Task to complete - Filter the data below for the string "React" and copy each matching line.

Supplied material -
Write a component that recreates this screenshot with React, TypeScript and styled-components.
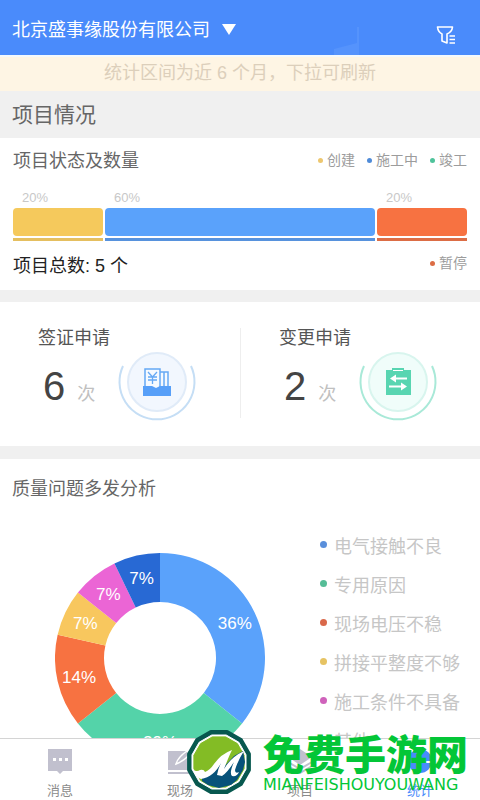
import React from "react";
import styled, { createGlobalStyle } from "styled-components";

const GlobalStyle = createGlobalStyle`
  *, *::before, *::after { box-sizing: border-box; }
  body { margin: 0; background: #fff; }
  body, button { font-family: "Liberation Sans", "Noto Sans CJK SC", sans-serif; }
  button { margin: 0; padding: 0; border: 0; background: none; color: inherit; cursor: pointer; }
  h1, h2, h3, p, ul { margin: 0; padding: 0; font-weight: 400; }
  ul { list-style: none; }
  svg { display: block; }
`;

const Screen = styled.div`
  position: relative;
  display: flex;
  flex-direction: column;
  height: 100vh;
  overflow: hidden;
`;

const Header = styled.header`
  flex: none;
  display: flex;
  align-items: center;
  justify-content: space-between;
  height: 57px;
  padding: 0 24px 0 12px;
  background: #4a8bfb;
  border-bottom: 2px solid #f4f9fc;
  color: #fff;
`;

const CompanyButton = styled.button`
  display: flex;
  align-items: center;
  gap: 12px;
  padding-top: 4px;
  font-size: 18px;
  line-height: 28px;
`;

const Skyline = styled.svg`
  align-self: flex-end;
  margin-left: auto;
  margin-right: 72px;
`;

const FilterButton = styled.button`
  padding-top: 14px;
`;

const Content = styled.main`
  flex: 1;
  min-height: 0;
  overflow-y: auto;
  scrollbar-width: none;
`;

const Notice = styled.p`
  height: 34px;
  background: #fef5e4;
  color: #dccfbb;
  font-size: 18px;
  line-height: 33px;
  text-align: center;
`;

const SectionTitle = styled.h1`
  height: 47px;
  padding-left: 12px;
  background: #f0f0f0;
  color: #666;
  font-size: 21px;
  line-height: 47px;
`;

const StatusPanel = styled.section`
  height: 152px;
  padding: 9px 13px 0;
`;

const Row = styled.div`
  display: flex;
  align-items: flex-start;
  justify-content: space-between;
`;

const PanelTitle = styled.h2`
  color: #666;
  font-size: 18px;
  line-height: 28px;
`;

const StatusLegend = styled.ul`
  display: flex;
  gap: 12px;
  padding-top: 3px;
`;

const StatusKey = styled.li<{ $color: string }>`
  display: flex;
  align-items: center;
  gap: 4px;
  color: #9c9c9c;
  font-size: 14px;
  line-height: 20px;
  &::before {
    content: "";
    width: 5px;
    height: 5px;
    border-radius: 50%;
    background: ${(p) => p.$color};
  }
`;

const StatusBars = styled.div`
  display: flex;
  gap: 2px;
  margin: 13px 0 9px;
`;

const StatusPart = styled.div<{ $share: number }>`
  flex: ${(p) => p.$share} 1 0;
  color: #c8c8c8;
  font-size: 13px;
  line-height: 20px;
`;

const Share = styled.p`
  padding-left: 9px;
`;

const Bar = styled.div<{ $color: string }>`
  height: 28px;
  border-radius: 4px;
  background: ${(p) => p.$color};
`;

const Underline = styled.div<{ $color: string }>`
  height: 3px;
  margin-top: 2px;
  background: ${(p) => p.$color};
`;

const Total = styled.p`
  color: #222;
  font-size: 18px;
  line-height: 32px;
`;

const StatsPanel = styled.section`
  display: grid;
  grid-template-columns: 1fr 1fr;
  padding: 26px 0 28px;
  height: 169px;
  border-top: 12px solid #f0f0f0;
  border-bottom: 13px solid #f0f0f0;
`;

const Stat = styled.article`
  display: grid;
  grid-template-columns: 80px 78px;
  grid-template-rows: 20px 70px;
  padding-left: 38px;
  & + & {
    border-left: 1px solid #eee;
  }
`;

const StatTitle = styled.h2`
  grid-column: 1 / 3;
  color: #555;
  font-size: 18px;
  line-height: 20px;
`;

const Count = styled.p`
  display: flex;
  align-items: baseline;
  gap: 12px;
  padding: 14px 0 0 5px;
  color: #444;
  font-size: 40px;
  line-height: 48px;
`;

const Unit = styled.span`
  color: #c0c0c0;
  font-size: 18px;
`;

const QualityPanel = styled.section`
  padding: 16px 0 24px;
`;

const QualityTitle = styled(PanelTitle)`
  padding-left: 12px;
`;

const ChartRow = styled.div`
  display: flex;
  align-items: flex-start;
  gap: 55px;
  padding: 50px 0 0 55px;
`;

const Donut = styled.svg`
  flex: none;
  font-size: 17px;
`;

const CauseList = styled.ul`
  margin-top: -28px;
  flex: 1;
`;

const Cause = styled.li<{ $color: string }>`
  display: flex;
  align-items: center;
  gap: 7px;
  height: 39px;
  color: #c6c6c6;
  font-size: 18px;
  white-space: nowrap;
  &::before {
    content: "";
    width: 7px;
    height: 7px;
    border-radius: 50%;
    background: ${(p) => p.$color};
  }
`;

const TabBar = styled.nav`
  flex: none;
  display: grid;
  grid-template-columns: repeat(4, 1fr);
  height: 62px;
  border-top: 1px solid #d4d4d4;
  background: #fff;
`;

const Tab = styled.button<{ $active?: boolean }>`
  display: flex;
  flex-direction: column;
  align-items: center;
  gap: 8px;
  padding-top: 9px;
  color: ${(p) => (p.$active ? "#4a8bfb" : "#8b8b8b")};
  font-size: 13px;
  line-height: 18px;
`;

const Brand = styled.aside`
  position: absolute;
  right: 12px;
  bottom: 5px;
  display: flex;
  align-items: center;
  gap: 11px;
  color: #03c637;
  pointer-events: none;
`;

const BrandName = styled.p`
  font-family: "Noto Sans CJK SC", sans-serif;
  font-size: 41px;
  font-weight: 900;
  line-height: 46px;
  white-space: nowrap;
`;

const BrandLatin = styled.p`
  font-family: "DejaVu Sans", sans-serif;
  font-size: 16px;
  line-height: 20px;
  white-space: nowrap;
`;

const statuses = [
  { share: 20, color: "#f5c95c", line: "#e5bf60" },
  { share: 60, color: "#5aa2fb", line: "#5792dd" },
  { share: 20, color: "#f77241", line: "#dc6d45" },
];

const slices = [
  { parts: 5, label: "36%", color: "#5aa2fb" },
  { parts: 4, label: "29%", color: "#54d3a9" },
  { parts: 2, label: "14%", color: "#f77241" },
  { parts: 1, label: "7%", color: "#f8c75e" },
  { parts: 1, label: "7%", color: "#eb65d5" },
  { parts: 1, label: "7%", color: "#2869d4" },
];

const causes = [
  { name: "电气接触不良", color: "#5a8fdb" },
  { name: "专用原因", color: "#55bd97" },
  { name: "现场电压不稳", color: "#d9684a" },
  { name: "拼接平整度不够", color: "#e6c363" },
  { name: "施工条件不具备", color: "#cf62bb" },
  { name: "其他", color: "#3b6fc4" },
];

const point = (turn: number, radius: number) => {
  const a = turn * Math.PI * 2;
  return { x: 105 + radius * Math.sin(a), y: 105 - radius * Math.cos(a) };
};

function DonutChart() {
  let done = 0;
  return (
    <Donut width="210" height="210" viewBox="0 0 210 210" role="img" aria-label="质量问题多发分析">
      {slices.map((s, i) => {
        const from = done / 14;
        done += s.parts;
        const to = done / 14;
        const [a, b, c, d] = [point(from, 105), point(to, 105), point(to, 56), point(from, 56)];
        const mid = point((from + to) / 2, 83);
        return (
          <g key={i}>
            <path
              d={`M${a.x} ${a.y}A105 105 0 0 1 ${b.x} ${b.y}L${c.x} ${c.y}A56 56 0 0 0 ${d.x} ${d.y}Z`}
              fill={s.color}
            />
            <text x={mid.x} y={mid.y + 7} textAnchor="middle" fill="#fff">
              {s.label}
            </text>
          </g>
        );
      })}
    </Donut>
  );
}

function Dial({ arc, ring, fill, children }: { arc: string; ring: string; fill: string; children: React.ReactNode }) {
  return (
    <svg width="78" height="78" viewBox="0 0 78 78" aria-hidden="true">
      <circle cx="39" cy="34" r="29" fill={fill} stroke={ring} strokeWidth="2" />
      <path d="M5 18A37.500 37.500 0 1 0 73 18" fill="none" stroke={arc} strokeWidth="2" />
      {children}
    </svg>
  );
}

const ringPoints = (radius: number) =>
  Array.from({ length: 12 }, (_, i) => {
    const a = ((i * 30 + 15) * Math.PI) / 180;
    return `${(33 + radius * Math.sin(a)).toFixed(1)},${(33 - radius * Math.cos(a)).toFixed(1)}`;
  }).join(" ");

function BrandLogo() {
  return (
    <svg width="66" height="66" viewBox="0 0 66 66" aria-hidden="true">
      <polygon points={ringPoints(31)} fill="#07584f" stroke="#07584f" strokeWidth="4" strokeLinejoin="round" />
      <polygon points={ringPoints(28)} fill="#fff" stroke="#fff" strokeWidth="1" strokeLinejoin="round" />
      <polygon points={ringPoints(26)} fill="#83bc25" stroke="#83bc25" strokeWidth="1" strokeLinejoin="round" />
      <path d="M16 47Q27 45 36 32L33 43L48 27L57 22L59 33L57 41L51 51L45 56L33 59L22 56L16 52Z" fill="#07527a" />
      <path
        d="M7 41Q11 43 14 41Q18 40 19 43Q24 41 28 35Q35 25 46 21Q43 27 38 40Q45 28 58 22Q52 31 49 41Q49 45 53 43Q51 48 46 47Q43 44 48 33Q41 44 36 47L31 46Q32 39 37 30Q29 48 15 50Q10 49 7 41Z"
        fill="#fff"
      />
    </svg>
  );
}

export default function App() {
  return (
    <Screen>
      <GlobalStyle />
      <Header>
        <CompanyButton type="button">
          北京盛事缘股份有限公司
          <svg width="14" height="11" viewBox="0 0 14 11" aria-hidden="true">
            <path d="M0 0H14L7 11Z" fill="#fff" />
          </svg>
        </CompanyButton>
        <Skyline width="30" height="30" viewBox="0 0 30 30" aria-hidden="true">
          <path d="M0 24L23 18V2H25V30H0Z" fill="#5593fc" />
        </Skyline>
        <FilterButton type="button" aria-label="筛选">
          <svg width="20" height="20" viewBox="0 0 20 20" fill="none" stroke="#fff" aria-hidden="true">
            <path d="M1.500 2H16.500Q16 7 11 9V18L6 16V9Q2 7 1.500 2Z" strokeWidth="1.600" strokeLinejoin="round" />
            <path d="M13.500 11H19M13.500 14.500H19M13.500 18H19" strokeWidth="1.500" />
          </svg>
        </FilterButton>
      </Header>

      <Content>
        <Notice>统计区间为近 6 个月，下拉可刷新</Notice>
        <SectionTitle>项目情况</SectionTitle>

        <StatusPanel>
          <Row>
            <PanelTitle>项目状态及数量</PanelTitle>
            <StatusLegend>
              <StatusKey $color="#edc76f">创建</StatusKey>
              <StatusKey $color="#4f8bd8">施工中</StatusKey>
              <StatusKey $color="#4fc39b">竣工</StatusKey>
            </StatusLegend>
          </Row>
          <StatusBars>
            {statuses.map((s, i) => (
              <StatusPart key={i} $share={s.share}>
                <Share>{s.share}%</Share>
                <Bar $color={s.color} />
                <Underline $color={s.line} />
              </StatusPart>
            ))}
          </StatusBars>
          <Row>
            <Total>项目总数: 5 个</Total>
            <StatusLegend>
              <StatusKey $color="#dc6d45">暂停</StatusKey>
            </StatusLegend>
          </Row>
        </StatusPanel>

        <StatsPanel>
          <Stat>
            <StatTitle>签证申请</StatTitle>
            <Count>
              6<Unit>次</Unit>
            </Count>
            <Dial arc="#c5def5" ring="#e0ebf8" fill="#f2f7fe">
              <path d="M27 42V21H42V42M42 24H46V40M46 24H50V40" fill="#f6faff" stroke="#66a9f5" strokeWidth="1.500" />
              <path d="M30 24L34.500 29L39 24M30 29H39M30 32H39M34.500 29V36" fill="none" stroke="#66a9f5" strokeWidth="1.300" />
              <path d="M25 38H34L38 40L42 38H53V48H25Z" fill="#579ff8" />
            </Dial>
          </Stat>
          <Stat>
            <StatTitle>变更申请</StatTitle>
            <Count>
              2<Unit>次</Unit>
            </Count>
            <Dial arc="#a9e9d8" ring="#d8f5ee" fill="#f0fdfa">
              <path d="M27 22H33V20H45V22H52V47H27Z" fill="#58d5b1" />
              <path d="M34 22.500H44" stroke="#fff" strokeWidth="1" />
              <path d="M48 30.500H35M30 38.500H43" stroke="#fff" strokeWidth="2" />
              <path d="M31 30.500L37 26.500V34.500ZM48 38.500L42 34.500V42.500Z" fill="#fff" />
            </Dial>
          </Stat>
        </StatsPanel>

        <QualityPanel>
          <QualityTitle>质量问题多发分析</QualityTitle>
          <ChartRow>
            <DonutChart />
            <CauseList>
              {causes.map((c) => (
                <Cause key={c.name} $color={c.color}>
                  {c.name}
                </Cause>
              ))}
            </CauseList>
          </ChartRow>
        </QualityPanel>
      </Content>

      <TabBar>
        <Tab type="button">
          <svg width="26" height="26" viewBox="0 0 26 26" aria-hidden="true">
            <path d="M1 1H25V23H16L13 26L10 23H1Z" fill="#c1c0ce" />
            <path d="M6 10H9V13H6ZM12 10H15V13H12ZM18 10H21V13H18Z" fill="#fff" />
          </svg>
          消息
        </Tab>
        <Tab type="button">
          <svg width="26" height="26" viewBox="0 0 26 26" aria-hidden="true">
            <path d="M1 3H25V22H1ZM1 24H25V26H1Z" fill="#c1c0ce" />
            <path d="M9 16Q11 9 20 3L23 6Q17 13 9 16Z" fill="#c1c0ce" stroke="#fff" strokeWidth="1.500" />
          </svg>
          现场
        </Tab>
        <Tab type="button">
          <svg width="26" height="26" viewBox="0 0 26 26" aria-hidden="true">
            <path d="M13 1L25 9L13 17L1 9Z" fill="#c1c0ce" />
            <path d="M1 14L13 21L25 14M1 18L13 25L25 18" fill="none" stroke="#c1c0ce" strokeWidth="2" />
          </svg>
          项目
        </Tab>
        <Tab type="button" $active aria-current="page">
          <svg width="26" height="26" viewBox="0 0 26 26" aria-hidden="true">
            <circle cx="13" cy="13" r="12" fill="#4a8bfb" />
            <path d="M13 1V14H26" fill="none" stroke="#fff" strokeWidth="2" />
          </svg>
          统计
        </Tab>
      </TabBar>

      <Brand>
        <BrandLogo />
        <div>
          <BrandName>免费手游网</BrandName>
          <BrandLatin>MIANFEISHOUYOUWANG</BrandLatin>
        </div>
      </Brand>
    </Screen>
  );
}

Result of this task -
Write a component that recreates this screenshot with React, TypeScript and styled-components.
import React from "react";
function Dial({ arc, ring, fill, children }: { arc: string; ring: string; fill: string; children: React.ReactNode }) {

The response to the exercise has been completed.